A couple of his buddies, Tyler Reeve and Brett Young, were playing the Route 91 Harvest festival that weekend, so Monce stuck around.
On Oct. 1, Monce was at the fest with Young and another friend, fellow singer-songwriter Chris Young, who flew in on a day off, when tragedy struck.
“I was with buddies, hanging out, having a great time like everybody else,” Monce recalls. “Then chaos just broke loose.”
Though Monce was justifiably shaken by what he witnessed that night, he was eager to return to Vegas and play on, joining the lineup for Stoney’s ACM Tailgate for a Cause fest in April, the first outdoor country music event after the Oct. 1 mass shooting.
“I’m not going to lie, it was pretty scary at first, just thinking about it,” Monce says. “I don’t think I’ll ever completely move on from everything that happened, but you can’t just stop doing what you’re doing. If anything, it made me want to play more because you saw how important music was for the healing process for people.
“Even though I was a little nervous, I was excited to get back as soon as possible and play music for everybody.”
Before Route 91 took a horrific turn, Monce absorbed some career-altering inspiration from the festival, which manifests itself on his new EP, “Stay on Fire.” (Monce will celebrate the album’s release Friday at Stoney’s.)
“At Route 91, I saw a lot of my buddies playing, and I’m like, ‘Wow, they’re just having an insanely good time.
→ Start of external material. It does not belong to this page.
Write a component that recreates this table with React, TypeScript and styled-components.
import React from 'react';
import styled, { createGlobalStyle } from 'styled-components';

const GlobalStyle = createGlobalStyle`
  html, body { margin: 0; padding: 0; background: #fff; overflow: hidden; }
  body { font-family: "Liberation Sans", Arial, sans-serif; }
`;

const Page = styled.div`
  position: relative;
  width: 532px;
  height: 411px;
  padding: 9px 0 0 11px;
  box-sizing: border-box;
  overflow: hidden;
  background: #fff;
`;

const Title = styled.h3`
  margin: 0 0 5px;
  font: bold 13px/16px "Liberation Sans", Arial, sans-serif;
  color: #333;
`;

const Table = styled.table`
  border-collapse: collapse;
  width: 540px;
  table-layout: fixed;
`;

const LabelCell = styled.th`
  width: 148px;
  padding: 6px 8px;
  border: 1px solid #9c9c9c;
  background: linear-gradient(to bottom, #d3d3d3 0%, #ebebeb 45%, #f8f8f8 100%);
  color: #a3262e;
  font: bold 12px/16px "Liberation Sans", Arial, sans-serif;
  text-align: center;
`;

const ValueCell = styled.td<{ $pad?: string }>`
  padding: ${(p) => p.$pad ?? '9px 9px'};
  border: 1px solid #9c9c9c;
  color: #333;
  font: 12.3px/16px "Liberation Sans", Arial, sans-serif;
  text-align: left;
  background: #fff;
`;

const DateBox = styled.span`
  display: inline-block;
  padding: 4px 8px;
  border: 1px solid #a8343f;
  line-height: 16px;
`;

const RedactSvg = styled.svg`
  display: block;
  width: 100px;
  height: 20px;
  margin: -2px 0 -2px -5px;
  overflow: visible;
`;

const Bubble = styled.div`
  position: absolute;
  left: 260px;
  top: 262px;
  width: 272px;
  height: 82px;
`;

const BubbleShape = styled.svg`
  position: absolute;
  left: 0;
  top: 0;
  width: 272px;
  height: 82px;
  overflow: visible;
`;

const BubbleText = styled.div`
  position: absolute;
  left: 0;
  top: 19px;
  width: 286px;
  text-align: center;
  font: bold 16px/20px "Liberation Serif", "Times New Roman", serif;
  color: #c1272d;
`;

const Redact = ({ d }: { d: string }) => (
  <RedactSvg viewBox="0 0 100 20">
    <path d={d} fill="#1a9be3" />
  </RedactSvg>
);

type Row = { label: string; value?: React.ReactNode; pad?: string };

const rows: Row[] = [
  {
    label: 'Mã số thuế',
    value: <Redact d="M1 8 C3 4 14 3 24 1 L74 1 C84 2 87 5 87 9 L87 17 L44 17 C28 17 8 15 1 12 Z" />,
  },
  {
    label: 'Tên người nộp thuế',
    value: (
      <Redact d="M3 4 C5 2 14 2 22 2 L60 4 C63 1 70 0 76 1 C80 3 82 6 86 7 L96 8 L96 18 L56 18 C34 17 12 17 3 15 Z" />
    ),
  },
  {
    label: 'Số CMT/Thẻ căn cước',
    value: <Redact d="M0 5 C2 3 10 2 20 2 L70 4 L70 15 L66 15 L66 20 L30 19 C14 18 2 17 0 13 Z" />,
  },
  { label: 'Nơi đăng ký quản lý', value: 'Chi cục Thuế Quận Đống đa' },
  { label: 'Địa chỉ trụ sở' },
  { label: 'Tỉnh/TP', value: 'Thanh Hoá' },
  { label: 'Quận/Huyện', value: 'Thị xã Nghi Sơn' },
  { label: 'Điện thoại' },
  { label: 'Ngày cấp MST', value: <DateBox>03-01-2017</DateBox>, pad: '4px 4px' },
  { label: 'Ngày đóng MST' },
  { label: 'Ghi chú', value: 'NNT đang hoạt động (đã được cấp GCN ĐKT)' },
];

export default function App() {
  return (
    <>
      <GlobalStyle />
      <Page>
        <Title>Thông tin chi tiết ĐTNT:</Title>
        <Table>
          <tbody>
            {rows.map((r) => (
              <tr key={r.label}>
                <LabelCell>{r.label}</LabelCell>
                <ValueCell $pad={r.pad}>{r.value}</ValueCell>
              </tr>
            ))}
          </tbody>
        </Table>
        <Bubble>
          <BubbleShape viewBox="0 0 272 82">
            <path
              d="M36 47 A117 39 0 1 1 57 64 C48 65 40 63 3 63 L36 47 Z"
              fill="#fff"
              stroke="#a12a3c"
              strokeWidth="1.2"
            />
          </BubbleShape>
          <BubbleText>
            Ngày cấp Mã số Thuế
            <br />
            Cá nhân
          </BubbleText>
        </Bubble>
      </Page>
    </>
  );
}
I love that,’ ” he says. “I got to thinking about my own self, and I’m like, ‘You know, I have a good time when I’m playing, but I’ve never been able to just let loose and let the music do its thing.’
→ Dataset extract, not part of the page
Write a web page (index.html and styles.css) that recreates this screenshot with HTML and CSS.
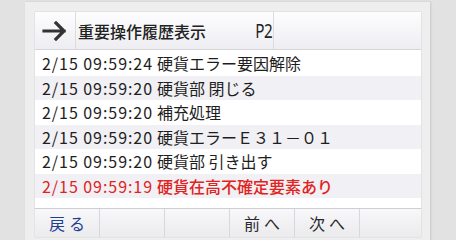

“So when I started doing this record, I said, ‘I want to put out a group of songs that I can literally just sit up there and play and let that do the work and I can enjoy it,’ ” he continues. “It’s cool to get to do this for living, but I’ve always been so concentrated on, ‘Play this, play this, play this,’ that I haven’t really let loose. I’m finally doing that.”
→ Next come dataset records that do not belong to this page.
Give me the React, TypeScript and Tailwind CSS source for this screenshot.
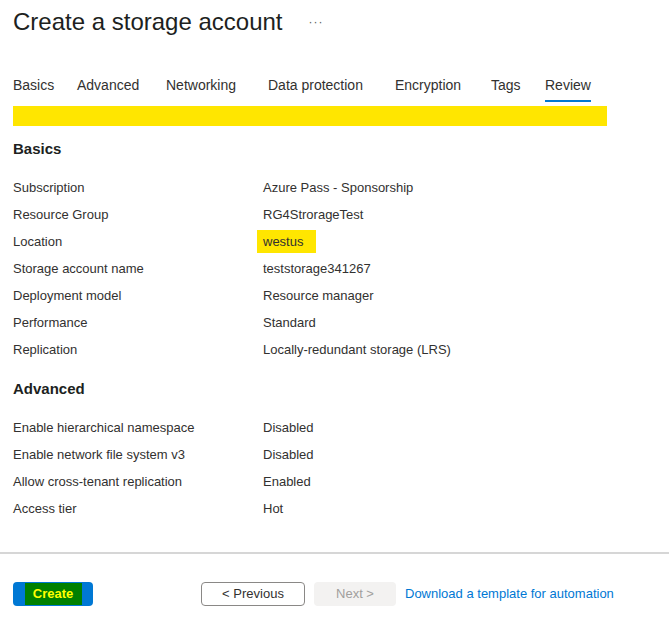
const basics: [string, string][] = [
  ['Subscription', 'Azure Pass - Sponsorship'],
  ['Resource Group', 'RG4StrorageTest'],
  ['Location', 'westus'],
  ['Storage account name', 'teststorage341267'],
  ['Deployment model', 'Resource manager'],
  ['Performance', 'Standard'],
  ['Replication', 'Locally-redundant storage (LRS)'],
];

const advanced: [string, string][] = [
  ['Enable hierarchical namespace', 'Disabled'],
  ['Enable network file system v3', 'Disabled'],
  ['Allow cross-tenant replication', 'Enabled'],
  ['Access tier', 'Hot'],
];

const tabs: { name: string; w: string }[] = [
  { name: 'Basics', w: 'w-[64px]' },
  { name: 'Advanced', w: 'w-[89px]' },
  { name: 'Networking', w: 'w-[102px]' },
  { name: 'Data protection', w: 'w-[127px]' },
  { name: 'Encryption', w: 'w-[96px]' },
  { name: 'Tags', w: 'w-[54px]' },
  { name: 'Review', w: 'w-auto' },
];

const Row = ({ label, value }: { label: string; value: string }) => (
  <div className="flex h-[27px] items-center text-[13px] text-[#323130]">
    <div className="w-[250px]">{label}</div>
    {value === 'westus' ? (
      <div className="-ml-[6px] bg-[#ffe600] px-[6px] py-[2px] w-[59px]">{value}</div>
    ) : (
      <div>{value}</div>
    )}
  </div>
);

export default function App() {
  return (
    <div className="w-[669px] h-[620px] bg-white font-['Segoe_UI','Liberation_Sans',sans-serif] text-[#323130] overflow-hidden">
      <div className="px-[13px]">
        {/* Title */}
        <div className="flex items-center h-8 mt-[6px]">
          <h1 className="text-[24px] font-normal leading-8 text-[#201f1e]">Create a storage account</h1>
          <span className="ml-[26px] text-[12px] text-[#605e5c] tracking-[1px]">···</span>
        </div>

        {/* Tabs */}
        <div className="flex mt-[37px] h-[27px] text-[14px]">
          {tabs.map((t) => (
            <div key={t.name} className={`${t.w} flex flex-col items-start`}>
              <span className="leading-5 text-[#323130]">{t.name}</span>
              {t.name === 'Review' && <div className="mt-[5px] h-[2px] w-full bg-[#0078d4]" />}
            </div>
          ))}
        </div>

        {/* Highlighted banner */}
        <div className="mt-[4px] h-[20px] w-[594px] bg-[#ffe600]" />

        {/* Basics */}
        <h2 className="mt-[13px] text-[15px] font-bold leading-5 text-[#201f1e]">Basics</h2>
        <div className="mt-[15px]">
          {basics.map(([l, v]) => (
            <Row key={l} label={l} value={v} />
          ))}
        </div>

        {/* Advanced */}
        <h2 className="mt-[16px] text-[15px] font-bold leading-5 text-[#201f1e]">Advanced</h2>
        <div className="mt-[15px]">
          {advanced.map(([l, v]) => (
            <Row key={l} label={l} value={v} />
          ))}
        </div>
      </div>

      <div className="mt-[30px] h-[2px] bg-[#d6d6d6]" />

      {/* Footer */}
      <div className="flex items-center px-[13px] mt-[28px] text-[13px]">
        <button className="h-6 w-[80px] rounded-sm bg-[#0078d4] flex items-center justify-center py-[1px]">
          <span className="h-full w-[57px] bg-[#008000] flex items-center justify-center font-semibold text-[#ffff00]">Create</span>
        </button>
        <button className="ml-[108px] h-6 w-[104px] rounded-sm border border-[#8a8886] bg-white text-[#323130]">&lt; Previous</button>
        <button className="ml-[9px] h-6 w-[82px] rounded-sm bg-[#f3f2f1] text-[#a19f9d]">Next &gt;</button>
        <a className="ml-[9px] text-[#0078d4]">Download a template for automation</a>
      </div>
    </div>
  );
}
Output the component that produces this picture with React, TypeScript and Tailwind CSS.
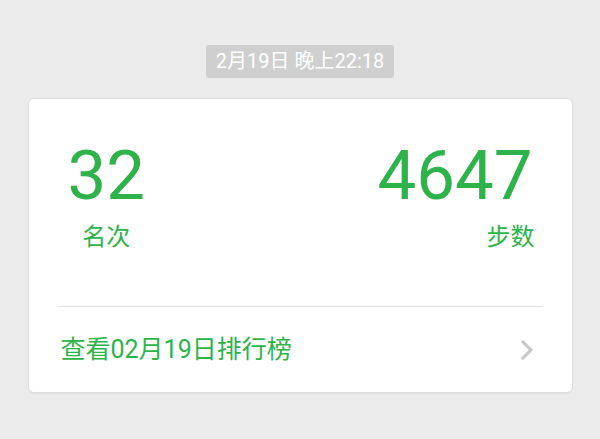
import React from "react";

export default function App() {
  const font = "font-['Roboto','Noto_Sans_CJK_SC',sans-serif]";
  return (
    <div className={`w-[600px] h-[439px] bg-[#ebebeb] flex flex-col items-center ${font}`}>
      <div className="mt-[45px] h-[33px] px-[10px] rounded-[3px] bg-[#cfcfcf] text-white text-[20px] leading-[33px] whitespace-nowrap">
        2月19日 晚上22:18
      </div>
      <div className="mt-[20px] w-[545px] h-[295px] bg-white rounded-[6px] border border-[#dedede] shadow-[0_1px_1px_rgba(0,0,0,0.05)] flex flex-col">
        <div className="flex justify-between px-[39px] pt-[42px] h-[207px]">
          <div className="flex flex-col items-center">
            <div className="text-[69px] leading-none text-[#2db34a]">32</div>
            <div className="mt-[15px] text-[24px] leading-[24px] text-[#2db34a]">名次</div>
          </div>
          <div className="flex flex-col items-end">
            <div className="text-[69px] leading-none text-[#2db34a]">4647</div>
            <div className="mt-[15px] text-[24px] leading-[24px] text-[#2db34a] mr-[-2px]">步数</div>
          </div>
        </div>
        <div className="mx-[29px] h-px bg-[#e3e3e3]" />
        <div className="flex-1 flex items-center justify-between pl-[32px] pr-[38px]">
          <div className="text-[25px] leading-none text-[#2db34a]">查看02月19日排行榜</div>
          <svg width="14" height="20" viewBox="0 0 14 20" fill="none">
            <polyline points="3,2 11,10 3,18" stroke="#c7c7c7" strokeWidth="3" strokeLinecap="square" />
          </svg>
        </div>
      </div>
    </div>
  );
}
“Stay on Fire” testifies to that.
Ranging from finger-snapping slow burns (“Stay on Fire”) to Budweiser-abetted balladry (“More Than a Beer”) to open-throated rockers (“Named This Town You”), the five-song collection captures Monce at his most affecting and strong-voiced.
His new tunes have been getting a steady push on Stoney’s online radio station as the Nashville resident continues to build a following in these parts.
That’s one reason Monce is holding his official release party here, not in Music City.
“I’m a big believer in supporting those who support you, and those guys have done a lot,” Monce says. “They love the music; they get what I’m doing. So for me, it’s a good fit.”
The same could be said of this city itself.
“Las Vegas has been a special thing for me after Route 91,” Monce says. “I just figured it was appropriate to give back a little bit.”